What to do:
Determine the count of lines holding the string "screenshot". Return only the number.

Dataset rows
>>>

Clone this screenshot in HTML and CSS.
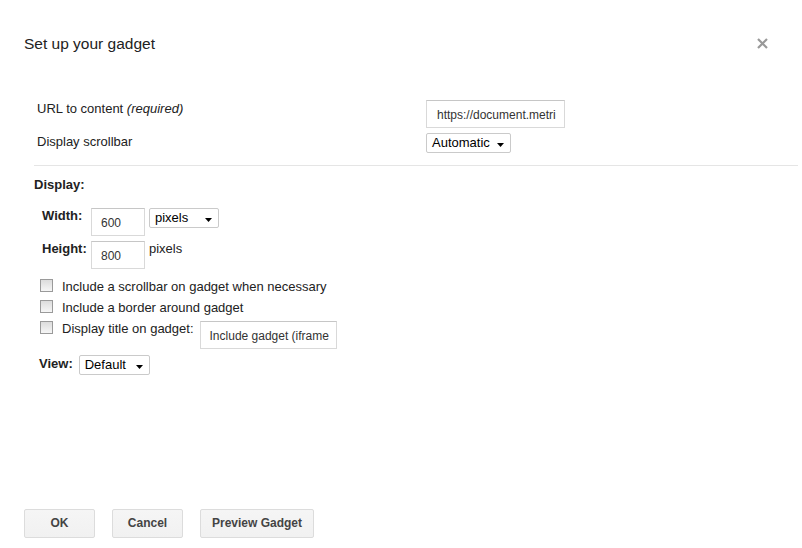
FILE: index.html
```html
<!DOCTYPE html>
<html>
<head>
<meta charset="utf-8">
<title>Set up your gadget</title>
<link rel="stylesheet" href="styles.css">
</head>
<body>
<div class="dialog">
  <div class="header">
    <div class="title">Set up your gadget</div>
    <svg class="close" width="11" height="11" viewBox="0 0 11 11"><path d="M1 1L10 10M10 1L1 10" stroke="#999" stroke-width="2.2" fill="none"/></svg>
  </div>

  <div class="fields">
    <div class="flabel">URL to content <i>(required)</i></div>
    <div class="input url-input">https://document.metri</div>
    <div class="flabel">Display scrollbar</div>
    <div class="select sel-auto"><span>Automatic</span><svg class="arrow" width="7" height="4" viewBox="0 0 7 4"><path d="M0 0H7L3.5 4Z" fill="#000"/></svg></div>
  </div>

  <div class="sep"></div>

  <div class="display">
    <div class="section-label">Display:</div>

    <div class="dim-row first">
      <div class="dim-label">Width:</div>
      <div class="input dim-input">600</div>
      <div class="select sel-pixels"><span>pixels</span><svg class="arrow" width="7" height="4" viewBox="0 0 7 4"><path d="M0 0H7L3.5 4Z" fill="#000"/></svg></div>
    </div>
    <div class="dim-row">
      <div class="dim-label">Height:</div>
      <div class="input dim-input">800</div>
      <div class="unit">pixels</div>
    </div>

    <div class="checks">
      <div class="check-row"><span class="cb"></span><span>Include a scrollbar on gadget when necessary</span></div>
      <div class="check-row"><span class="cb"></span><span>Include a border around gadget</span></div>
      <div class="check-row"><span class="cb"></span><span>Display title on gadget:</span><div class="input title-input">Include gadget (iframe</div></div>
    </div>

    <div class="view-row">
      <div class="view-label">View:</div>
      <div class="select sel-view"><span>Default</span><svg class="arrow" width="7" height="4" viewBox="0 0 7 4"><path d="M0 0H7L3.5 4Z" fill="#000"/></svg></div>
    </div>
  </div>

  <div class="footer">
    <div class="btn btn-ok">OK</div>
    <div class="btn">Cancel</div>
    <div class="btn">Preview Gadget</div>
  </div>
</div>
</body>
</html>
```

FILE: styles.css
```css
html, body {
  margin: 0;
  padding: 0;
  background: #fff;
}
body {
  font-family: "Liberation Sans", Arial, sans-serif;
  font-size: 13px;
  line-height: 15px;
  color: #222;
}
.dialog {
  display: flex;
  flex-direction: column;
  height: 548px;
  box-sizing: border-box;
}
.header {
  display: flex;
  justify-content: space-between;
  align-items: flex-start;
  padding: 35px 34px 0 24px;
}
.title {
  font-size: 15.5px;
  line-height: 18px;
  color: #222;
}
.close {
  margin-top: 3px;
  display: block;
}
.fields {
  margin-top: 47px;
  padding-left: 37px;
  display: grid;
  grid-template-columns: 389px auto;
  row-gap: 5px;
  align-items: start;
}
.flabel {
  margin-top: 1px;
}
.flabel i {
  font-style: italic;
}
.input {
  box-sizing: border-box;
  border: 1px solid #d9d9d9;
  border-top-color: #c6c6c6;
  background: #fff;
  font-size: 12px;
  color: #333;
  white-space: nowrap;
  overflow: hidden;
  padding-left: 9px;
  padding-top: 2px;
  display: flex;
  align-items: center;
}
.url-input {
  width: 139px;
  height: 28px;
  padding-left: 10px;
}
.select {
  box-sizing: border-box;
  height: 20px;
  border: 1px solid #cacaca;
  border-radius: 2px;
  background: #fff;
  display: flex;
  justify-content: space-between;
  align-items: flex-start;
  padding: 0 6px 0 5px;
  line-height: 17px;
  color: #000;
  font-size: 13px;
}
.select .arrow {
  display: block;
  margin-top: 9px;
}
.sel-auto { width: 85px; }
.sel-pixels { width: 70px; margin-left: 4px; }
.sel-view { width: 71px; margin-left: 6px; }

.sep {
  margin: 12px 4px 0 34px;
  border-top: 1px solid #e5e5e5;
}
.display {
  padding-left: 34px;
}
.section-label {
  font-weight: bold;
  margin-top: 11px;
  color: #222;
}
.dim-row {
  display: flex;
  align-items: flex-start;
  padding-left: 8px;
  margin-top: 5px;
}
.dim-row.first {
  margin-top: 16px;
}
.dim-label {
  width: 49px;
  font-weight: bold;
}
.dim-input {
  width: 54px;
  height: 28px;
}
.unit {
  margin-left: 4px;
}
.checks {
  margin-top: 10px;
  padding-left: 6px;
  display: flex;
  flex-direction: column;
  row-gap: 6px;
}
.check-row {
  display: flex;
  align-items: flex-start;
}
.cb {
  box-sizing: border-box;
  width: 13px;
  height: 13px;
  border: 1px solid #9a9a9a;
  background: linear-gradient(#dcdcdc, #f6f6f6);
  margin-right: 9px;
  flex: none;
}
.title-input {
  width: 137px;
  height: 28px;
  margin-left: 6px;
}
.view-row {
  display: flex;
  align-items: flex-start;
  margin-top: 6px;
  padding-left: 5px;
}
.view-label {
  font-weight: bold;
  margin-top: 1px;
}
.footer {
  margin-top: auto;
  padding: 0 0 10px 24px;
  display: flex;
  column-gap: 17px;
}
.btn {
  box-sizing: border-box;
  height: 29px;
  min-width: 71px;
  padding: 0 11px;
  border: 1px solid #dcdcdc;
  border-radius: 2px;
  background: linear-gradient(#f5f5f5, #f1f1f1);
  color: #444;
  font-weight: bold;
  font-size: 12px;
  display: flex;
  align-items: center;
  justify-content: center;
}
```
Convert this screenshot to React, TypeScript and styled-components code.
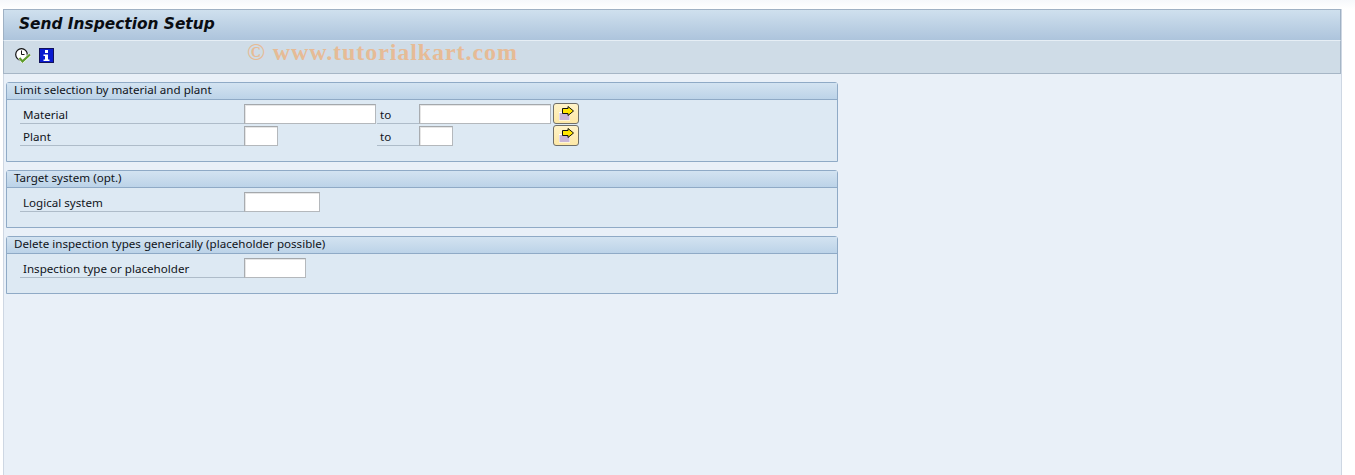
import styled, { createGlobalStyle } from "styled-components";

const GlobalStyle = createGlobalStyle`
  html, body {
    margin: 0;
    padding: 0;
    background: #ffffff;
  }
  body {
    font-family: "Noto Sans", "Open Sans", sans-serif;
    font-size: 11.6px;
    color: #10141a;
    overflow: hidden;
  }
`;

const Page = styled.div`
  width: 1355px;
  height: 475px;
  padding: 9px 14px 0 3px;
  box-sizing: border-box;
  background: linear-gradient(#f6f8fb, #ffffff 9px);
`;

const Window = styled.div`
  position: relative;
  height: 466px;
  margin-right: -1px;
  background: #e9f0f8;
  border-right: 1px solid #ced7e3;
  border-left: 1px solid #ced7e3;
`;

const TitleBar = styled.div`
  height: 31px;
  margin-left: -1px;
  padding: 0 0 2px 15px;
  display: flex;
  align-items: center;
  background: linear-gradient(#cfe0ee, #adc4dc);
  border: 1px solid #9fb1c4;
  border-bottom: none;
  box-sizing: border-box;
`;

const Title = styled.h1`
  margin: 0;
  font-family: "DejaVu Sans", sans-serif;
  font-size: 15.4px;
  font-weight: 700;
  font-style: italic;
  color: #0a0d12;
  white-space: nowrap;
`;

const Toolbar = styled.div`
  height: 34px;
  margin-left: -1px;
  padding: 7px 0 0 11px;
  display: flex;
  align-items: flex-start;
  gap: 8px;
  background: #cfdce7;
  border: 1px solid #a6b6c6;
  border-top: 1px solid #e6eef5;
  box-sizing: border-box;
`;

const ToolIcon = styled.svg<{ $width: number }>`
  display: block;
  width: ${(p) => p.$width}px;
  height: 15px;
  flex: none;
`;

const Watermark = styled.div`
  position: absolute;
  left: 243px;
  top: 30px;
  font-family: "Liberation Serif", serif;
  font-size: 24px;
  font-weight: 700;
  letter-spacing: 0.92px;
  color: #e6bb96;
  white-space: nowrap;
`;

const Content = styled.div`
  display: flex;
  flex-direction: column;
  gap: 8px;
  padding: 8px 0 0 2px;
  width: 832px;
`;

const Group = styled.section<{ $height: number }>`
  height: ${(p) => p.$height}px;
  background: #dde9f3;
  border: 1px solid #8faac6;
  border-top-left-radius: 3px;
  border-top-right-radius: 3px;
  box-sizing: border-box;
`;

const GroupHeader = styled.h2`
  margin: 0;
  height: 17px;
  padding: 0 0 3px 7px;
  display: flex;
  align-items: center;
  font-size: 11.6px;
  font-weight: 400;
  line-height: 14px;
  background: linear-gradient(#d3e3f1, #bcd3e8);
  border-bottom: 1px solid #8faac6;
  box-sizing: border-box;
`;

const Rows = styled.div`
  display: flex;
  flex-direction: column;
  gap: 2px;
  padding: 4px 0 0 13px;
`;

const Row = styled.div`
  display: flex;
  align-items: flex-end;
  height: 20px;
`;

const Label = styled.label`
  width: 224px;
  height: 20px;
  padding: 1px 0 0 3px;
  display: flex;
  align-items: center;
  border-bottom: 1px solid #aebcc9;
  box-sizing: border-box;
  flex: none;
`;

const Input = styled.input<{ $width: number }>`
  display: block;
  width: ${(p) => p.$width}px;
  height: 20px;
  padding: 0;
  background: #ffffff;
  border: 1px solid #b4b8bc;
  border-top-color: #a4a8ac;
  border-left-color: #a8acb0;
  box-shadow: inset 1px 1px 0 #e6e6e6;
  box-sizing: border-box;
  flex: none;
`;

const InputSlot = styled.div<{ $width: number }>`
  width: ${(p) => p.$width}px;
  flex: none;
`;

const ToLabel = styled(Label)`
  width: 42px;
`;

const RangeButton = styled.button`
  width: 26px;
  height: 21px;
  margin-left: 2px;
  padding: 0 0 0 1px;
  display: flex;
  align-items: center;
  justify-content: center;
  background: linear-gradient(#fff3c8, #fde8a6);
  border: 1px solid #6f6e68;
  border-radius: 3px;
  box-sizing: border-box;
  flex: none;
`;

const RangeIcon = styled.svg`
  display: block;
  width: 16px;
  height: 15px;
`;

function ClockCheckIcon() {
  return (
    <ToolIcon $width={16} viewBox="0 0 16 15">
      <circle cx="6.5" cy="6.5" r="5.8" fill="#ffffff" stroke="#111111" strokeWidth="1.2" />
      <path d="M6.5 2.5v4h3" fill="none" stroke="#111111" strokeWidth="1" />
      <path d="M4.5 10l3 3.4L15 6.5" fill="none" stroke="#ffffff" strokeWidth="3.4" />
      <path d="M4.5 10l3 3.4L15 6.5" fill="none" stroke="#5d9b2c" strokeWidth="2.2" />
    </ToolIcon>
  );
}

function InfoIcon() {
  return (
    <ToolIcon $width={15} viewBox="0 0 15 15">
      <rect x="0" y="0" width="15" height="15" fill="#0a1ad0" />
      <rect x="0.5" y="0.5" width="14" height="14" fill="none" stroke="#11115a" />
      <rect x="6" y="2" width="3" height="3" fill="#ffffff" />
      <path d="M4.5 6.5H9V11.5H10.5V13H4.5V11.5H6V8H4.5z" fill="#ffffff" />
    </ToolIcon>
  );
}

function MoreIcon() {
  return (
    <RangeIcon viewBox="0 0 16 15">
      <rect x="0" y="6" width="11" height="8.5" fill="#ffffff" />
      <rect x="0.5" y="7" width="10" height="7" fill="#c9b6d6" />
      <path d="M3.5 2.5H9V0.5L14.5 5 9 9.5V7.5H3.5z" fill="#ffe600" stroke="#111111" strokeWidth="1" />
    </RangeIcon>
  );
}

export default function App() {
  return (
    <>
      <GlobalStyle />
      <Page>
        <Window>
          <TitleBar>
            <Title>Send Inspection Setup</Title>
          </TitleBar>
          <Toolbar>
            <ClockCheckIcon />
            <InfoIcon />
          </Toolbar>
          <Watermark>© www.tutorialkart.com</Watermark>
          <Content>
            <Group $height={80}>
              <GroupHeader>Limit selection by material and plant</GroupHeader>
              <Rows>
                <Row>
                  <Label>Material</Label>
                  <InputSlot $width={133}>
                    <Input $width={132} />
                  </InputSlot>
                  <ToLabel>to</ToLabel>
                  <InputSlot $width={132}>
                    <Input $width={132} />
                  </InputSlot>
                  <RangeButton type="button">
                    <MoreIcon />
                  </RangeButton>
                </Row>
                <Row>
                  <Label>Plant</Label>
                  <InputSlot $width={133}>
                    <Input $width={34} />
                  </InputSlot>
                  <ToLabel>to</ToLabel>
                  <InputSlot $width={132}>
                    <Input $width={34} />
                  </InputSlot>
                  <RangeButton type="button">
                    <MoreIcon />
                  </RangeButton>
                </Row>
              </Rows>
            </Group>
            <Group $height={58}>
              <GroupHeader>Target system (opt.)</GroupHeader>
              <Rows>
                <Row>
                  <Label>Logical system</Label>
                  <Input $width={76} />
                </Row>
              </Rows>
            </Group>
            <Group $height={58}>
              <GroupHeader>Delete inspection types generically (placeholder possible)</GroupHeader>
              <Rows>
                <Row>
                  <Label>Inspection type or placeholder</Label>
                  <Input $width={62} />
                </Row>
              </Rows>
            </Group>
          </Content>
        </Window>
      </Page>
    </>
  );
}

<<<

Answer to this exercise:
2